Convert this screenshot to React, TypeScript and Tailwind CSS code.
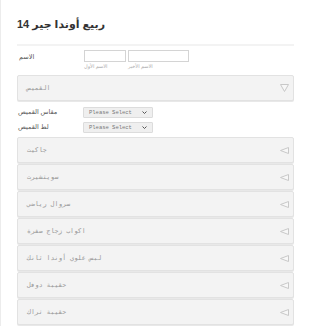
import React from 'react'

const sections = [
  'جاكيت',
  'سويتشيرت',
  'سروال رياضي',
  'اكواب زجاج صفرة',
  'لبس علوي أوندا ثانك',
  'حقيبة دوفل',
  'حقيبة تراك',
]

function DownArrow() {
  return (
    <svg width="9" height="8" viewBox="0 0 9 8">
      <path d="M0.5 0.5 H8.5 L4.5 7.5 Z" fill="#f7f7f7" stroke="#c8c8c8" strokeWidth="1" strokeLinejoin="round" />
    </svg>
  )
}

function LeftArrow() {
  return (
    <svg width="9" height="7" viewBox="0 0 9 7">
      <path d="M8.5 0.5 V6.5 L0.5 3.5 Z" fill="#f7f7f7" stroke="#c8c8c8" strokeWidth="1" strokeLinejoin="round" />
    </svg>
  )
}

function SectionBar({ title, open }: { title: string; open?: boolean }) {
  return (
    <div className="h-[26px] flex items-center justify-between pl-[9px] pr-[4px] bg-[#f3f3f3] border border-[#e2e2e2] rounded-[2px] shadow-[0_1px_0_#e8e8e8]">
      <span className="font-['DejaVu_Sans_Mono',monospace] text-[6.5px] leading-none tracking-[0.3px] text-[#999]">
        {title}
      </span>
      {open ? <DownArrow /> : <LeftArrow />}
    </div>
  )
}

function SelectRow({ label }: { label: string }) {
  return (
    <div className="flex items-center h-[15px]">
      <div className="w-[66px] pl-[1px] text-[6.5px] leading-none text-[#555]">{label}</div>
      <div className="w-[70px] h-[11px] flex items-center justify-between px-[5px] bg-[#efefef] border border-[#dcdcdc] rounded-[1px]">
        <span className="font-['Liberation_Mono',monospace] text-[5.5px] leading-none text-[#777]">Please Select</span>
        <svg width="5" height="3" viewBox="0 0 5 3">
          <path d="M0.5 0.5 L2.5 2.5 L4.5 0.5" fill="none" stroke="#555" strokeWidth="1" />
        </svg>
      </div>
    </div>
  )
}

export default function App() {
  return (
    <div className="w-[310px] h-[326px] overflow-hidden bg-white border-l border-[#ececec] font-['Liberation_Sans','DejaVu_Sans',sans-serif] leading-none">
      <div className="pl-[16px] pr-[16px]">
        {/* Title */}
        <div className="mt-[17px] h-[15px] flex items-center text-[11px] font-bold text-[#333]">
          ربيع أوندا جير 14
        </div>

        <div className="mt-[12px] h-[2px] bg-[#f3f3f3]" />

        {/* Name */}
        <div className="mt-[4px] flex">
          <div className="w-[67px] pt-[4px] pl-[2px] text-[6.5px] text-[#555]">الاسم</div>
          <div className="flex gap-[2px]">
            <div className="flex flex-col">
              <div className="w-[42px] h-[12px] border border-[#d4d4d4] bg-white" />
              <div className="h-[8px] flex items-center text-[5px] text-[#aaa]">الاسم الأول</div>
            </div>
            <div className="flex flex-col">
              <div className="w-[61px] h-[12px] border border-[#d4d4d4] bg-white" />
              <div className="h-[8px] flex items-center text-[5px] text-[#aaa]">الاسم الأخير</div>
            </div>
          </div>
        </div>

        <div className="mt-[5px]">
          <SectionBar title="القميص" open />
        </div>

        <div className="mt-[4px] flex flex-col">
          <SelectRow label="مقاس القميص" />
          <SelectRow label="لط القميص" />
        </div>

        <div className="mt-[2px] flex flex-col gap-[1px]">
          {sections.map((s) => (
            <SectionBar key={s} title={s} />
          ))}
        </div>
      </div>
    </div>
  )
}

★ ★ ★

-- What the task requires --
In your copy of the listing above, reproduce each line exactly and omit all pictures.

-- Answer to the task --
Convert this screenshot to React, TypeScript and Tailwind CSS code.
import React from 'react'

const sections = [
  'جاكيت',
  'سويتشيرت',
  'سروال رياضي',
  'اكواب زجاج صفرة',
  'لبس علوي أوندا ثانك',
  'حقيبة دوفل',
  'حقيبة تراك',
]

function DownArrow() {
  return (
    <svg width="9" height="8" viewBox="0 0 9 8">
      <path d="M0.5 0.5 H8.5 L4.5 7.5 Z" fill="#f7f7f7" stroke="#c8c8c8" strokeWidth="1" strokeLinejoin="round" />
    </svg>
  )
}

function LeftArrow() {
  return (
    <svg width="9" height="7" viewBox="0 0 9 7">
      <path d="M8.5 0.5 V6.5 L0.5 3.5 Z" fill="#f7f7f7" stroke="#c8c8c8" strokeWidth="1" strokeLinejoin="round" />
    </svg>
  )
}

function SectionBar({ title, open }: { title: string; open?: boolean }) {
  return (
    <div className="h-[26px] flex items-center justify-between pl-[9px] pr-[4px] bg-[#f3f3f3] border border-[#e2e2e2] rounded-[2px] shadow-[0_1px_0_#e8e8e8]">
      <span className="font-['DejaVu_Sans_Mono',monospace] text-[6.5px] leading-none tracking-[0.3px] text-[#999]">
        {title}
      </span>
      {open ? <DownArrow /> : <LeftArrow />}
    </div>
  )
}

function SelectRow({ label }: { label: string }) {
  return (
    <div className="flex items-center h-[15px]">
      <div className="w-[66px] pl-[1px] text-[6.5px] leading-none text-[#555]">{label}</div>
      <div className="w-[70px] h-[11px] flex items-center justify-between px-[5px] bg-[#efefef] border border-[#dcdcdc] rounded-[1px]">
        <span className="font-['Liberation_Mono',monospace] text-[5.5px] leading-none text-[#777]">Please Select</span>
        <svg width="5" height="3" viewBox="0 0 5 3">
          <path d="M0.5 0.5 L2.5 2.5 L4.5 0.5" fill="none" stroke="#555" strokeWidth="1" />
        </svg>
      </div>
    </div>
  )
}

export default function App() {
  return (
    <div className="w-[310px] h-[326px] overflow-hidden bg-white border-l border-[#ececec] font-['Liberation_Sans','DejaVu_Sans',sans-serif] leading-none">
      <div className="pl-[16px] pr-[16px]">
        {/* Title */}
        <div className="mt-[17px] h-[15px] flex items-center text-[11px] font-bold text-[#333]">
          ربيع أوندا جير 14
        </div>

        <div className="mt-[12px] h-[2px] bg-[#f3f3f3]" />

        {/* Name */}
        <div className="mt-[4px] flex">
          <div className="w-[67px] pt-[4px] pl-[2px] text-[6.5px] text-[#555]">الاسم</div>
          <div className="flex gap-[2px]">
            <div className="flex flex-col">
              <div className="w-[42px] h-[12px] border border-[#d4d4d4] bg-white" />
              <div className="h-[8px] flex items-center text-[5px] text-[#aaa]">الاسم الأول</div>
            </div>
            <div className="flex flex-col">
              <div className="w-[61px] h-[12px] border border-[#d4d4d4] bg-white" />
              <div className="h-[8px] flex items-center text-[5px] text-[#aaa]">الاسم الأخير</div>
            </div>
          </div>
        </div>

        <div className="mt-[5px]">
          <SectionBar title="القميص" open />
        </div>

        <div className="mt-[4px] flex flex-col">
          <SelectRow label="مقاس القميص" />
          <SelectRow label="لط القميص" />
        </div>

        <div className="mt-[2px] flex flex-col gap-[1px]">
          {sections.map((s) => (
            <SectionBar key={s} title={s} />
          ))}
        </div>
      </div>
    </div>
  )
}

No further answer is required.